Le Non algérien à la PEV

L’Algérie est le seul partenaire méditerranéen ayant ouvertement dit « non » à la politique européenne de voisinage (PEV). Il existe plusieurs arguments pour expliquer ce refus. En premier lieu, lorsque l’UE lança la PEV, l’accord d’association n’avait pas encore été ratifié. Il n’est donc pas étonnant que les autorités algériennes aient voulu se concentrer d’abord sur l’application de l’accord et voir son impact sur les secteurs économiques du pays. L’approche eurocentriste de la PEV est un autre argument. Tandis que dans le cas du PEM, les partenaires méditerranéens ont participé dans la configuration de la politique, pour ce qui est de la PEV, les pays voisins ont eu à faire à une politique élaborée à l’avance par l’UE. De plus, la notion de « voisinage » n’est pas exempte de problèmes pour les critiques : il s’agit d’un concept unidirectionnel ne reflétant ni coresponsabilité ni réciprocité. En ce qui concerne le nouveau paysage des relations internationales, l’Algérie voit dans la philosophie de cette politique une logique étroite de sécurité et non pas de développement. De plus, on pourrait alléguer que, en termes économiques, l’Algérie de 2005 possède d’abondantes réserves de devises, inexistantes en 1995. En matière de participation dans le marché unique européen, quels avantages pourrait obtenir l’Algérie si ses exportations de produits manufacturés et agricoles sont insignifiantes ? En dernier lieu, la logique conditionnelle en matière de droits de l’homme de la PEV est une affaire particulièrement délicate pour un régime sortant d’une sanglante guerre civile. D’un autre côté, Darbouche se demande pourquoi l’Algérie accepte le Partenariat et non la PEV si, finalement, le premier présente aussi une teinte normative, une clause de conditionnalité politique en matière de droits de l’homme et un mécanisme financier (MEDA) dont l’absorption a été assez limitée. La réponse est d’ordre politique : alors que le PEM se présente à un moment où la priorité dans la politique étrangère était d’améliorer l’image de l’Algérie dans la communauté internationale et d’offrir crédibilité et légitimité au régime, la PEV, par contre, est lancée lorsque l’Algérie est en position d’obtenir plus de ce que lui propose l’UE.

Vers un partenariat stratégique d’énergie ? De même qu’elle s’est clairement manifestée contre la PEV, l’Algérie a proposé en 2006 à une UE plongée dans la crise du gaz entre la Russie et l’Ukraine, un partenariat stratégique d’énergie (SEP, selon les sigles anglaises).
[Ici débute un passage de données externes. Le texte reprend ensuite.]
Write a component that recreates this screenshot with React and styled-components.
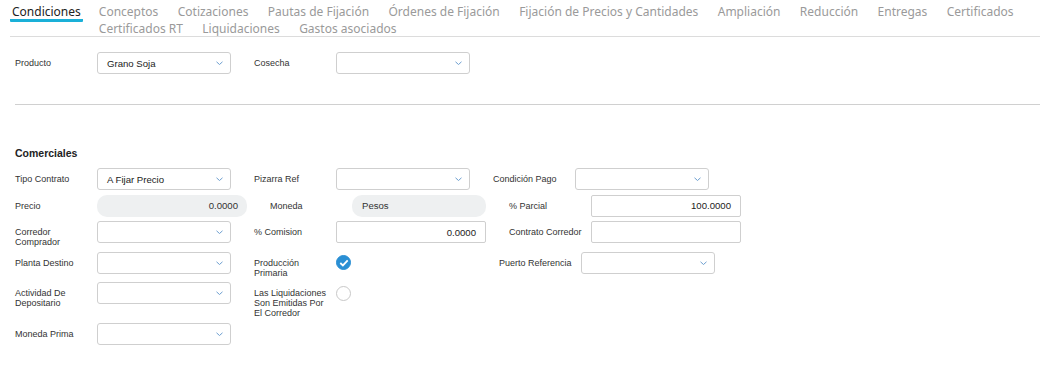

Cette proposition ne pouvait arriver à un meilleur moment : l’UE rêve d’un approvisionnement énergétique moins dépendant de l’Est. Preuve en est que la Commission européenne élabora rapidement une ébauche de Mémorandum d’Entente en avril 2006, soumis à la discussion et l’approbation de l’Algérie en mai 2006, à l’occasion du premier Comité d’association. A partir d’août 2006 un distancement s’est produit entre les deux parties à cause de la conclusion d’un Mémorandum d’Entente entre l’algérienne Sonatrach et la russe Gazprom et de la dispute entre l’Algérie et l’Espagne en mars 2007 (l’Algérie annonça une augmentation du prix du gaz de 20 % à l’Espagne quelques semaines après que ce pays avait appuyé le plan d’autonomie pour le Sahara Occidental). Ainsi, le rapprochement entre la Russie et l’Algérie fait très peur à une UE qui craint la formation d’une OPEP du gaz provoquant une augmentation des prix. Cependant, le SEP a été repris dans l’agenda algérien à la fin 2007. Lors du troisième Conseil d’association UEAlgérie de mars 2008, les diplomates algériens ont critiqué le pauvre potentiel économique et commercial de l’accord d’association signé en 2002 et ils ont proposé de passer du strictement commercial à un partenariat global.